Au-delà de la prise de conscience tardive de la situation, la remontée d'information pose question : alors que le nombre de cas augmente significativement le 5 avril, et qu'un marin débarqué au Danemark le 30 mars informe le porte-avions le 5 avril qu'il est testé positif au Covid, la directrice centrale du SSA (tout comme la ministre des armées) ne sont informées, comme elles l'ont l'une et l'autre indiqué devant la commission, que le 7 avril.
La secrétaire d'État auprès de la ministre des armées, Mme Geneviève Darrieussecq, déclare ainsi devant la commission le 12 mai : « La transmission de l'information s'est avérée difficile à ce niveau-là et nous devons l'améliorer. Nous avons aussi besoin de regards croisés pour prendre les décisions les plus adaptées. Les remontées d'informations ont été insuffisantes pendant quarante-huit heures, ce qui a favorisé la diffusion de l'épidémie. »

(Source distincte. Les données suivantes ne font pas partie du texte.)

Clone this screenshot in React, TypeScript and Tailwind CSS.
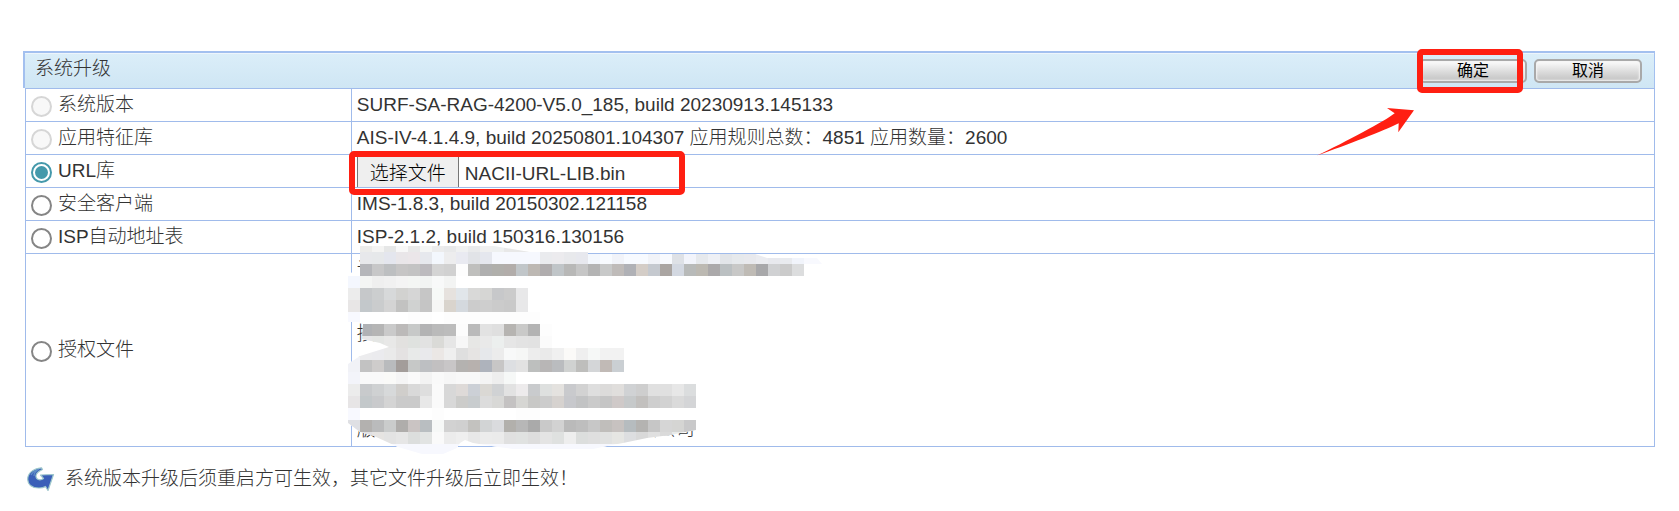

Les rapporteurs du programme 178 se demandent si le rôle de conseil du SSA ne doit pas être réexaminé à la faveur de cette expérience, afin qu'en des circonstances particulières, telles que celles que nous connaissons actuellement, son rôle de conseil puisse être renforcé, en veillant naturellement à préserver l'impératif d'autonomie et de responsabilité du principe de commandement.
Devant la commission, le chef d'Etat-major des armées, le Général François Lecointre, a décrit en ces termes ce rôle de conseil : « Le commandement ne saurait abdiquer sa responsabilité. Bien sûr, le service de santé a une compétence technique et une expertise à faire valoir. Il exerce un rôle de conseil. Mais en aucun cas je n'accepterai que cet avis d'expert vienne se substituer à la responsabilité du commandement qui, in fine, doit décider après avoir développé une vision la plus globale possible, et en endossant seul l'entière responsabilité des ordres donnés. Pour autant, des avis très précis sont donnés à toutes les forces engagées en opération, jusqu'au plus haut niveau. » (Audition du 23 avril 2020).
Sans remettre en cause cette responsabilité du commandement, en charge des opérations, des procédures complémentaires, permettant un « regard croisé » ou un « travail en plateau » , possibilités évoquées par la ministre devant la commission, pourraient permettre d'éclairer davantage le commandement sur la conduite des opérations dans un cadre aussi exceptionnel que celui d'une pandémie mondiale.
Les rapporteurs seront très attentifs aux propositions que l'Etat-Major doit faire à la ministre en ce sens.
L'absolue nécessité d'un dépistage systématique des soldats avant projection en opérations et des équipages avant appareillage
Depuis plusieurs semaines, la commission des affaires étrangères et de la défense demande au Gouvernement que les forces projetées en opérations, équipages avant appareillage et relèves d'OPEX, soient testés systématiquement avant leur départ.
Ceci non seulement afin d'assurer la sécurité des forces, leur efficacité opérationnelle, mais aussi pour en garantir l'acceptabilité politique pour les pays qui reçoivent sur leur sol les soldats français.
La ministre des armées a fait droit à cette demande et a annoncé devant la commission le 12 mai : « Nous veillerons, en complément des quatorzaines, et en fonction des règles des pays de destination de nos forces, à ce que l'autorité médicale utilise les tests virologiques et sérologiques » .
Les rapporteurs se félicitent de la mise en oeuvre de ce dépistage systématique des forces combattantes.